I must hold the power and the energy created by the strong emotions while allowing these emotions to flow through my being. I can release the emotions through my ever helpful psychological inventory and through energy work but only after holding them as long as absolutely possible. He stressed the importance of sitting with these emotions which literally means sit still, go quietly within and feel them to the fullest extent, even if it hurts tremendously. I was guided not to talk about this situation or my screaming emotions with anyone other than the person involved or this intense power will be lost and this opportunity to grow watered down. He explained that many people loose the power of the moment,and therefore the learning, through endless chat as they seek approval from others. As I struggled with this “mission impossible” in my logical mind, Great Grandfather assured me of the necessity for the great degree of passion in these feelings as an important catalyst for building power. I needed something this strong in my life to cause this forceful of a reaction in order to build this pinnacle of power.

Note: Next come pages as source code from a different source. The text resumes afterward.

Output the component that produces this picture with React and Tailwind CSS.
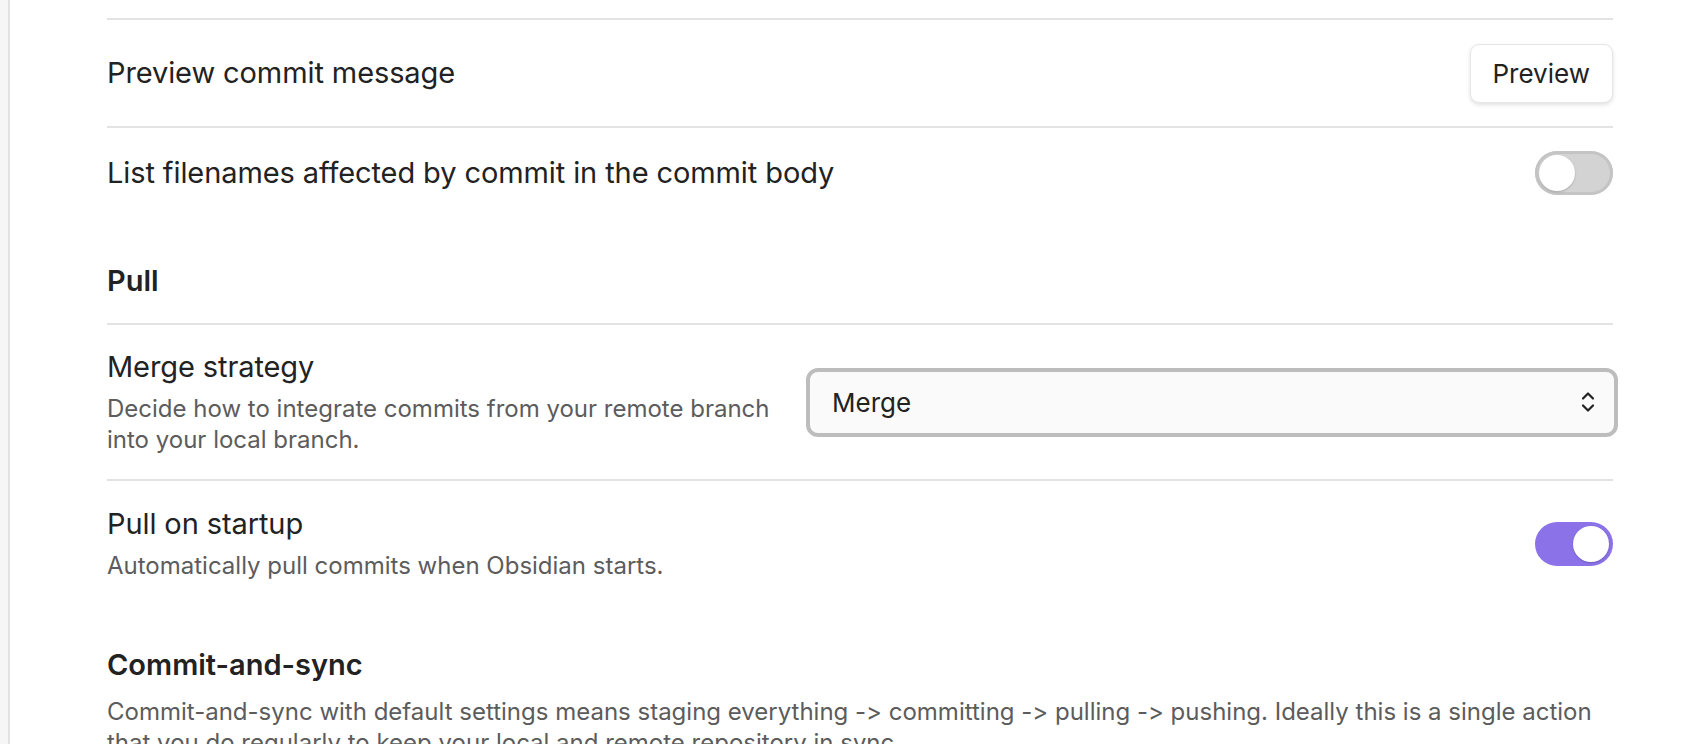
import React from "react";

function Toggle({ on }) {
  return (
    <div
      className={
        "relative w-[78px] h-[44px] rounded-full shrink-0 " +
        (on
          ? "bg-[#8c72e8]"
          : "bg-[#d3d3d3] shadow-[inset_0_0_0_3px_#c4c4c4]")
      }
    >
      <div
        className={
          "absolute top-[4px] w-[36px] h-[36px] rounded-full bg-white shadow-[0_1px_2px_rgba(0,0,0,0.2)] " +
          (on ? "right-[4px]" : "left-[4px]")
        }
      />
    </div>
  );
}

function Chevrons() {
  return (
    <svg width="16" height="26" viewBox="0 0 16 26" fill="none" stroke="#222" strokeWidth="2.2" strokeLinecap="round" strokeLinejoin="round">
      <path d="M3 9.5 L8 4.5 L13 9.5" />
      <path d="M3 16.5 L8 21.5 L13 16.5" />
    </svg>
  );
}

export default function App() {
  return (
    <div
      className="flex w-full h-[744px] overflow-hidden bg-white text-[#222] [font-feature-settings:'calt'_0]"
      style={{ fontFamily: "Inter, 'Noto Sans', sans-serif" }}
    >
      <div className="w-[10px] shrink-0 bg-[#f6f6f6] border-r-2 border-[#e2e2e2]" />
      <div className="flex-1 pl-[97px] pr-[95px] pt-[18px]">
        <div className="border-t-2 border-[#e3e3e3] flex items-center justify-between h-[108px]">
          <div className="text-[29px] leading-[36px] tracking-[-0.1px]">Preview commit message</div>
          <button className="h-[59px] px-[22px] rounded-[9px] bg-white text-[26px] text-[#222] border border-[#e6e6e6] shadow-[0_2px_4px_rgba(0,0,0,0.12)]">
            Preview
          </button>
        </div>
        <div className="border-t-2 border-[#e3e3e3] flex items-center justify-between h-[92px]">
          <div className="text-[29px] leading-[36px] tracking-[-0.1px]">List filenames affected by commit in the commit body</div>
          <Toggle on={false} />
        </div>
        <div className="pt-[45px] pb-[24px] text-[29px] leading-[36px] font-semibold">Pull</div>
        <div className="border-t-2 border-[#e3e3e3] flex items-center justify-between pt-[24px] pb-[24px] gap-[30px]">
          <div className="flex flex-col">
            <div className="text-[29px] leading-[36px] tracking-[-0.1px]">Merge strategy</div>
            <div className="mt-[8px] text-[24px] leading-[31px] text-[#5c5c5c] whitespace-nowrap">
              Decide how to integrate commits from your remote branch
              <br />
              into your local branch.
            </div>
          </div>
          <div className="w-[812px] h-[69px] -mr-[5px] shrink-0 rounded-[12px] border-[4px] border-[#bdbdbd] bg-[#fafafa] flex items-center justify-between pl-[22px] pr-[18px]">
            <span className="text-[26px]">Merge</span>
            <Chevrons />
          </div>
        </div>
        <div className="border-t-2 border-[#e3e3e3] flex items-center justify-between pt-[25px] pb-[23px]">
          <div className="flex flex-col">
            <div className="text-[29px] leading-[36px] tracking-[-0.1px]">Pull on startup</div>
            <div className="mt-[8px] text-[24px] leading-[31px] text-[#5c5c5c]">
              Automatically pull commits when Obsidian starts.
            </div>
          </div>
          <Toggle on={true} />
        </div>
        <div className="pt-[43px]">
          <div className="text-[29px] leading-[36px] font-semibold">Commit-and-sync</div>
          <div className="mt-[13px] text-[24px] leading-[31px] text-[#5c5c5c] whitespace-nowrap">
            Commit-and-sync with default settings means staging everything -&gt; committing -&gt; pulling -&gt; pushing. Ideally this is a single action
            <br />
            that you do regularly to keep your local and remote repository in sync.
          </div>
        </div>
      </div>
    </div>
  );
}
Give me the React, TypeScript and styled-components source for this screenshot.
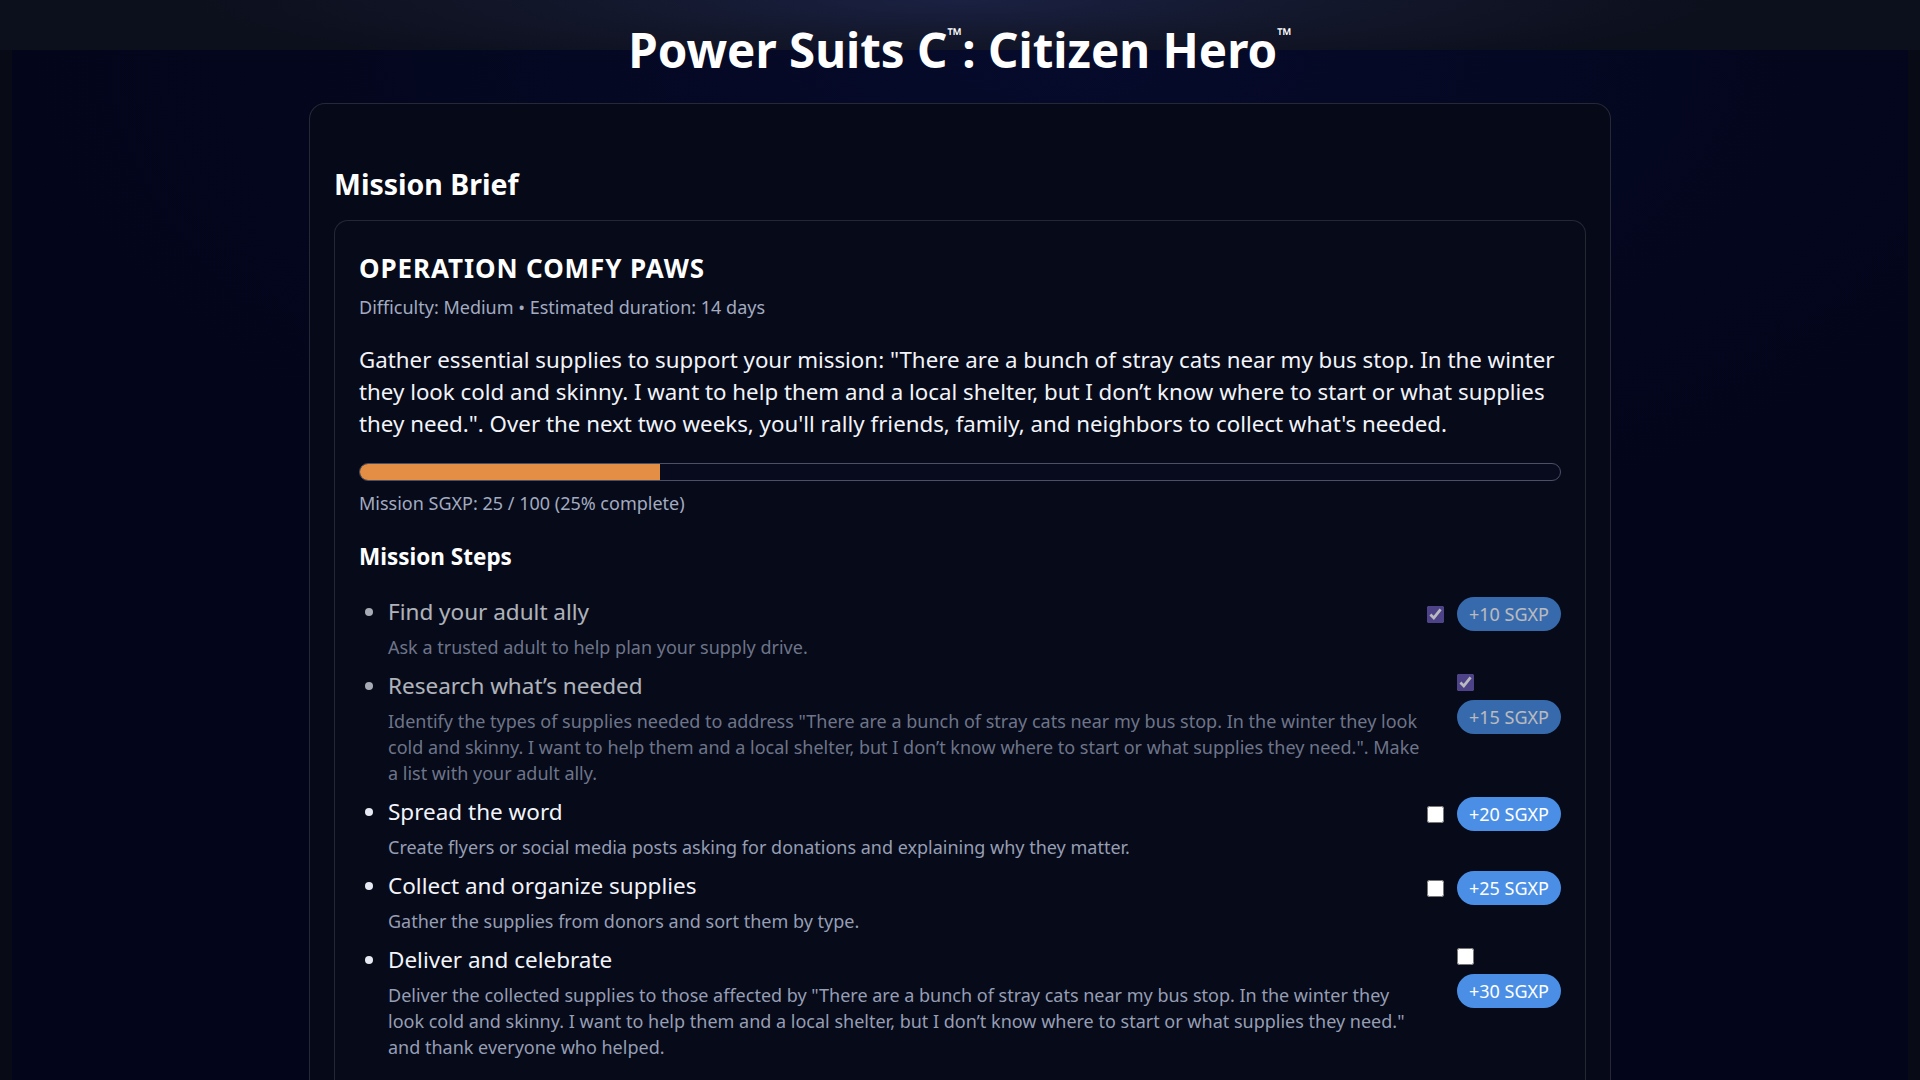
import React, { useState } from 'react';
import styled, { createGlobalStyle } from 'styled-components';

interface MissionStep {
  id: number;
  title: string;
  description: string;
  xp: number;
  done: boolean;
}

const QUOTE =
  'There are a bunch of stray cats near my bus stop. In the winter they look cold and skinny. I want to help them and a local shelter, but I don\u2019t know where to start or what supplies they need.';

const initialSteps: MissionStep[] = [
  {
    id: 1,
    title: 'Find your adult ally',
    description: 'Ask a trusted adult to help plan your supply drive.',
    xp: 10,
    done: true,
  },
  {
    id: 2,
    title: 'Research what\u2019s needed',
    description: `Identify the types of supplies needed to address "${QUOTE}". Make a list with your adult ally.`,
    xp: 15,
    done: true,
  },
  {
    id: 3,
    title: 'Spread the word',
    description: 'Create flyers or social media posts asking for donations and explaining why they matter.',
    xp: 20,
    done: false,
  },
  {
    id: 4,
    title: 'Collect and organize supplies',
    description: 'Gather the supplies from donors and sort them by type.',
    xp: 25,
    done: false,
  },
  {
    id: 5,
    title: 'Deliver and celebrate',
    description: `Deliver the collected supplies to those affected by "${QUOTE}" and thank everyone who helped.`,
    xp: 30,
    done: false,
  },
];

const App: React.FC = () => {
  const [steps, setSteps] = useState(initialSteps);

  const total = steps.reduce((sum, s) => sum + s.xp, 0);
  const earned = steps.filter(s => s.done).reduce((sum, s) => sum + s.xp, 0);
  const percent = Math.round((earned / total) * 100);

  const toggle = (id: number) =>
    setSteps(prev => prev.map(s => (s.id === id ? { ...s, done: !s.done } : s)));

  return (
    <Page>
      <GlobalStyle />
      <Header>
        <Title>
          Power Suits C<Tm>™</Tm>: Citizen Hero<Tm>™</Tm>
        </Title>
      </Header>
      <Main>
        <Panel>
          <SectionTitle>Mission Brief</SectionTitle>
          <Brief>
            <OpName>OPERATION COMFY PAWS</OpName>
            <Meta>Difficulty: Medium • Estimated duration: 14 days</Meta>
            <Lead>
              Gather essential supplies to support your mission: "{QUOTE}". Over the next two weeks, you'll rally
              friends, family, and neighbors to collect what's needed.
            </Lead>
            <Track>
              <Fill style={{ width: `${percent}%` }} />
            </Track>
            <Meta>
              Mission SGXP: {earned} / {total} ({percent}% complete)
            </Meta>
            <StepsTitle>Mission Steps</StepsTitle>
            <StepList>
              {steps.map(step => (
                <Step key={step.id} done={step.done}>
                  <StepRow>
                    <StepText>
                      <StepName>{step.title}</StepName>
                      <StepDesc>{step.description}</StepDesc>
                    </StepText>
                    <Controls>
                      <Check type="checkbox" checked={step.done} onChange={() => toggle(step.id)} />
                      <Badge>+{step.xp} SGXP</Badge>
                    </Controls>
                  </StepRow>
                </Step>
              ))}
            </StepList>
          </Brief>
        </Panel>
      </Main>
    </Page>
  );
};

const GlobalStyle = createGlobalStyle`
  html, body {
    margin: 0;
    padding: 0;
    background: #080b16;
  }
  body {
    font-family: 'Noto Sans', 'Open Sans', sans-serif;
    color: #eef1f7;
  }
`;

const Page = styled.div`
  min-height: 100vh;
  background: #080b16;
`;

const Header = styled.header`
  height: 50px;
  background: radial-gradient(ellipse 40% 160% at 50% 0%, #1a2142 0%, #121629 55%, #0c0f1c 100%);
  text-align: center;
`;

const Title = styled.h1`
  margin: 0;
  padding-top: 24px;
  font-size: 47.5px;
  line-height: 52px;
  font-weight: 700;
  color: #ffffff;
`;

const Tm = styled.sup`
  font-size: 0.4em;
  vertical-align: 1.35em;
  line-height: 0;
`;

const Main = styled.main`
  margin: 0 12px;
  padding: 53px 0 40px;
  background: radial-gradient(ellipse 70% 60% at 55% 0%, #060b2c 0%, #03061c 60%, #03051a 100%);
`;

const Panel = styled.section`
  box-sizing: border-box;
  width: 1302px;
  margin: 0 auto;
  padding: 62px 24px 24px;
  border: 1px solid rgba(255, 255, 255, 0.13);
  border-radius: 16px;
  background: #060918;
`;

const SectionTitle = styled.h2`
  margin: 0 0 18px;
  font-size: 28.5px;
  line-height: 36px;
  font-weight: 700;
  color: #ffffff;
`;

const Brief = styled.div`
  border: 1px solid rgba(255, 255, 255, 0.12);
  border-radius: 14px;
  padding: 31px 24px 24px;
  background: #060a19;
`;

const OpName = styled.h3`
  margin: 0 0 11px;
  font-size: 26px;
  line-height: 32px;
  font-weight: 700;
  letter-spacing: 0.9px;
  color: #ffffff;
`;

const Meta = styled.p`
  margin: 0;
  font-size: 18px;
  line-height: 24px;
  color: #a3abc0;
`;

const Lead = styled.p`
  margin: 25px 0 23px;
  font-size: 22.3px;
  line-height: 32px;
  color: #f2f4f9;
`;

const Track = styled.div`
  height: 16px;
  border: 1px solid #4a5068;
  border-radius: 999px;
  background: #070b1d;
  overflow: hidden;
  margin-bottom: 10px;
`;

const Fill = styled.div`
  height: 100%;
  background: #e48e45;
`;

const StepsTitle = styled.h4`
  margin: 28px 0 25px;
  font-size: 22.5px;
  line-height: 28px;
  font-weight: 700;
  color: #ffffff;
`;

const StepList = styled.ul`
  margin: 0;
  padding: 0 0 0 29px;
  list-style: disc;
`;

const Step = styled.li<{ done: boolean }>`
  font-size: 22px;
  color: #eef1f7;
  margin-bottom: 10px;
  opacity: ${({ done }) => (done ? 0.72 : 1)};

  &::marker {
    color: #e6e9f1;
  }
`;

const StepRow = styled.div`
  display: flex;
  align-items: flex-start;
  justify-content: space-between;
  gap: 29px;
`;

const StepText = styled.div`
  flex: 0 1 auto;
`;

const StepName = styled.div`
  font-size: 22.5px;
  line-height: 30px;
  color: #f2f4f9;
`;

const StepDesc = styled.div`
  margin-top: 7px;
  font-size: 18px;
  line-height: 26px;
  color: #969eb4;
`;

const Controls = styled.div`
  flex: 0 1 auto;
  display: flex;
  flex-wrap: wrap;
  align-items: center;
  gap: 6px 10px;
`;

const Check = styled.input`
  width: 17px;
  height: 17px;
  margin: 3px 3px 3px 0;
  accent-color: #6b58b4;
`;

const Badge = styled.span`
  display: inline-block;
  padding: 0 12px;
  height: 34px;
  line-height: 34px;
  border-radius: 999px;
  background: #4a8fe5;
  color: #ffffff;
  font-size: 18px;
  white-space: nowrap;
`;

export default App;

He guided me to utilize the power services of another Spirit teacher, Heron, to help in holding the power with quiet stillness. Quietly holding this power, centering it into the core of my being is my learning. This is a challenge, a test of enlightenment. If I am unable to hold this power quietly I blow up and destroy this glorious opportunity I have asked for and been given to expand. Master it and I master more of the mysteries of life. I not only seal my mastery of my health I am rewarded with this fantastic unmatched occurrence in my life. Great Grandfather guided me to also utilize the services of another spirit Teacher, Loon, who will help me go into the deep dark depths of fear and truth. Great Grandfather acknowledged my thoughts that I am not used to holding power and usually let it all fizzle away before gaining any benefit. He reiterated this is my time to learn how to glean benefit from the holding, by containing as long as possible, until I feel about to explode and then release the emotional aspects through my own energy practice. I hear the learning, I must be quiet and still. Don’t talk about it to others, that leaks power. The fewer that know the greater the holding, the greater the learning and the longer this gift stays in my life. It is really not precarious at all, it just feels like it. That is my illusion to dissolve.

The illusions of my emotions. I feel like I am exploding with a big luscious juicy secret that I want to share but can’t. Great Grandfather warns that I have I worked so hard to wake up, become fully alive and alert and conscious that now is not the time to fall back asleep. I am at the wheel of my life and falling back into the sleep of unawareness would be deadly. Be awake, alive, fully conscious and present in each and every moment and each and every feeling. That is the mastery of holding power. So we just sat with that learning for a time. Feeling the energy, the passion of the emotions, and the power building. The thin cloudy mists of the surreal mountain range flowed in, around and away from our small mountaintop plateau as the vibration of the drum flooded into my awareness. The callback began to summon me down through the layers of the upper world, the spiraling rainbow swirls, back to the campfire pit and then awareness of being in my body, in this room.